#### STORED DATA:
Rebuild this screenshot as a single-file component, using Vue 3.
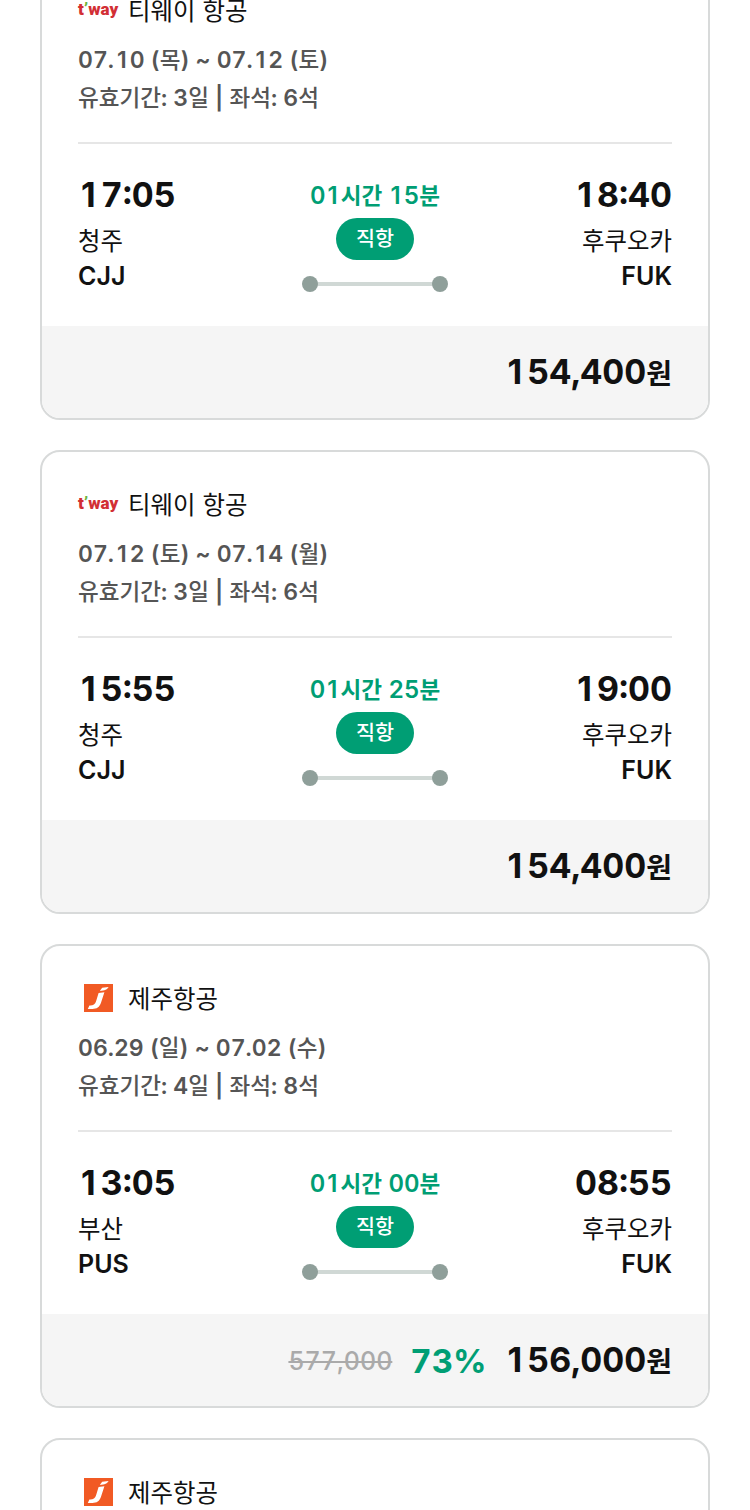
<script setup>
import { h } from 'vue'

// Splits a label into runs: Hangul keeps its own optical size, and the digit 1
// uses its plain form, padded to the width of the other figures.
const run = (part) => {
  if (part === '1') return h('span', { class: 'one' }, part)
  return /[가-힣]/.test(part) ? h('span', { class: 'ko' }, part) : part
}
const Mixed = ({ text }) =>
  h('span', { class: 'mixed' }, text.split(/([가-힣]+|1)/).filter(Boolean).map(run))
Mixed.props = ['text']

const flights = [
  { id: 1, airline: '티웨이 항공', logo: 'tway', dates: '07.10 (목) ~ 07.12 (토)', info: '유효기간: 3일 | 좌석: 6석', depart: '17:05', fromCity: '청주', from: 'CJJ', duration: '01시간 15분', arrive: '18:40', toCity: '후쿠오카', to: 'FUK', price: '154,400' },
  { id: 2, airline: '티웨이 항공', logo: 'tway', dates: '07.12 (토) ~ 07.14 (월)', info: '유효기간: 3일 | 좌석: 6석', depart: '15:55', fromCity: '청주', from: 'CJJ', duration: '01시간 25분', arrive: '19:00', toCity: '후쿠오카', to: 'FUK', price: '154,400' },
  { id: 3, airline: '제주항공', logo: 'jeju', dates: '06.29 (일) ~ 07.02 (수)', info: '유효기간: 4일 | 좌석: 8석', depart: '13:05', fromCity: '부산', from: 'PUS', duration: '01시간 00분', arrive: '08:55', toCity: '후쿠오카', to: 'FUK', original: '577,000', discount: '73%', price: '156,000' },
  { id: 4, airline: '제주항공', logo: 'jeju' },
]
</script>

<template>
  <main class="screen">
    <ul class="list">
      <li v-for="f in flights" :key="f.id" class="card">
        <header class="head">
          <div class="airline">
            <span class="logo" aria-hidden="true">
              <svg v-if="f.logo === 'tway'" class="mark" width="40" height="24" viewBox="0 0 40 24">
                <text class="tway" x="0" y="17">t<tspan class="leaf">’</tspan>way</text>
              </svg>
              <svg v-else width="29" height="28" viewBox="0 0 29 28">
                <rect width="29" height="28" fill="#f15a24" />
                <path d="M15.8 6.9 L18.2 3.8 L24.6 3 C23.4 5.4 20.8 6.6 15.8 6.9Z" fill="#fff" />
                <path d="M14.6 9 L20.4 8.2 L17 18.8 C15.5 23.2 12.8 25 8.4 25 L3.8 25 L5.4 21.4 C9 21.6 11 20.6 12 17.4 Z" fill="#fff" />
              </svg>
            </span>
            <Mixed :text="f.airline" />
          </div>
          <template v-if="f.dates">
            <p class="meta"><Mixed :text="f.dates" /></p>
            <p class="meta"><Mixed :text="f.info" /></p>
          </template>
        </header>
        <template v-if="f.price">
          <section class="route">
            <div class="stop">
              <strong class="time"><Mixed :text="f.depart" /></strong>
              <span class="city"><Mixed :text="f.fromCity" /></span>
              <span class="code">{{ f.from }}</span>
            </div>
            <div class="leg">
              <span class="duration"><Mixed :text="f.duration" /></span>
              <span class="badge"><Mixed text="직항" /></span>
              <span class="track"></span>
            </div>
            <div class="stop end">
              <strong class="time"><Mixed :text="f.arrive" /></strong>
              <span class="city"><Mixed :text="f.toCity" /></span>
              <span class="code">{{ f.to }}</span>
            </div>
          </section>
          <footer class="foot">
            <del v-if="f.original" class="original">{{ f.original }}</del>
            <span v-if="f.discount" class="discount">{{ f.discount }}</span>
            <strong class="price"><Mixed :text="f.price" /><span class="won">원</span></strong>
          </footer>
        </template>
      </li>
    </ul>
  </main>
</template>

<style>
body {
  background: #fff;
}
.mixed .ko {
  font-size: 0.94em;
}
.mixed .one {
  padding: 0 3px 0 2px;
  font-variant-numeric: normal;
}
.time .mixed .one,
.price .mixed .one {
  padding: 0 5px 0 3px;
}
.meta .mixed .one {
  padding: 0 3px;
}
.meta .mixed .ko {
  font-size: 0.98em;
  font-weight: 500;
}
</style>

<style scoped>
.screen {
  height: 100vh;
  overflow: hidden;
  color: #111;
  font-family: Inter, 'Noto Sans CJK KR', sans-serif;
  font-variant-numeric: tabular-nums;
}
.list {
  display: flex;
  flex-direction: column;
  gap: 30px;
  margin: -44px 0 0;
  padding: 0 40px;
  list-style: none;
}
.card {
  overflow: hidden;
  flex: none;
  border: 2px solid #d8dada;
  border-radius: 20px;
}
.head {
  margin: 0 36px;
  padding: 36px 0 25px;
}
.airline {
  display: flex;
  align-items: flex-start;
  gap: 10px;
  height: 32px;
  margin-bottom: 15px;
  font-size: 26px;
  line-height: 34px;
}
.logo {
  display: flex;
  align-items: center;
  justify-content: center;
  width: 40px;
  height: 32px;
}
.mark {
  overflow: visible;
}
.tway {
  fill: #d22f35;
  font-family: Roboto, sans-serif;
  font-size: 17px;
  font-weight: 900;
}
.leaf {
  fill: #6cb33f;
}
.meta {
  margin: 0;
  color: #555;
  font-size: 23px;
  font-weight: 600;
  line-height: 38px;
}
.route {
  display: grid;
  grid-template-columns: 1fr auto 1fr;
  margin: 0 36px;
  padding: 28px 0 32px;
  border-top: 2px solid #e6e6e6;
}
.stop {
  display: flex;
  flex-direction: column;
  font-size: 26px;
  line-height: 34px;
}
.end {
  align-items: flex-end;
}
.time {
  margin-bottom: 6px;
  font-size: 34px;
  font-weight: 700;
  line-height: 46px;
}
.code {
  font-size: 25px;
  font-weight: 600;
  line-height: 36px;
}
.leg {
  display: flex;
  flex-direction: column;
  align-items: center;
}
.duration {
  height: 46px;
  color: #009e74;
  font-size: 24px;
  font-weight: 600;
  line-height: 48px;
}
.badge {
  height: 42px;
  padding: 0 20px;
  border-radius: 21px;
  background: #009e74;
  color: #fff;
  font-size: 22px;
  font-weight: 500;
  line-height: 40px;
}
.track {
  display: flex;
  align-items: center;
  justify-content: space-between;
  width: 146px;
  height: 16px;
  margin-top: 16px;
  background: linear-gradient(#d0d8d5, #d0d8d5) center / 130px 4px no-repeat;
}
.track::before,
.track::after {
  width: 16px;
  height: 16px;
  border-radius: 50%;
  background: #8f9f9a;
  content: '';
}
.foot {
  display: flex;
  align-items: center;
  justify-content: flex-end;
  box-sizing: border-box;
  height: 92px;
  padding: 2px 36px 0;
  background: #f5f5f5;
}
.original {
  margin-right: 18px;
  color: #aaa;
  font-size: 25px;
  font-weight: 500;
}
.discount {
  margin-right: 18px;
  color: #009e74;
  font-size: 33px;
  font-weight: 700;
}
.price {
  font-size: 34px;
  font-weight: 700;
  line-height: 44px;
}
.won {
  font-size: 28px;
}
</style>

#### WHAT THE TASK REQUIRES:
Repeat the lines exactly as they stand, from the opening line of the data through the line with "Mixed.props = ['text']". Pictures stay out of the copy.

#### FULL OUTPUT:
Rebuild this screenshot as a single-file component, using Vue 3.
<script setup>
import { h } from 'vue'

// Splits a label into runs: Hangul keeps its own optical size, and the digit 1
// uses its plain form, padded to the width of the other figures.
const run = (part) => {
  if (part === '1') return h('span', { class: 'one' }, part)
  return /[가-힣]/.test(part) ? h('span', { class: 'ko' }, part) : part
}
const Mixed = ({ text }) =>
  h('span', { class: 'mixed' }, text.split(/([가-힣]+|1)/).filter(Boolean).map(run))
Mixed.props = ['text']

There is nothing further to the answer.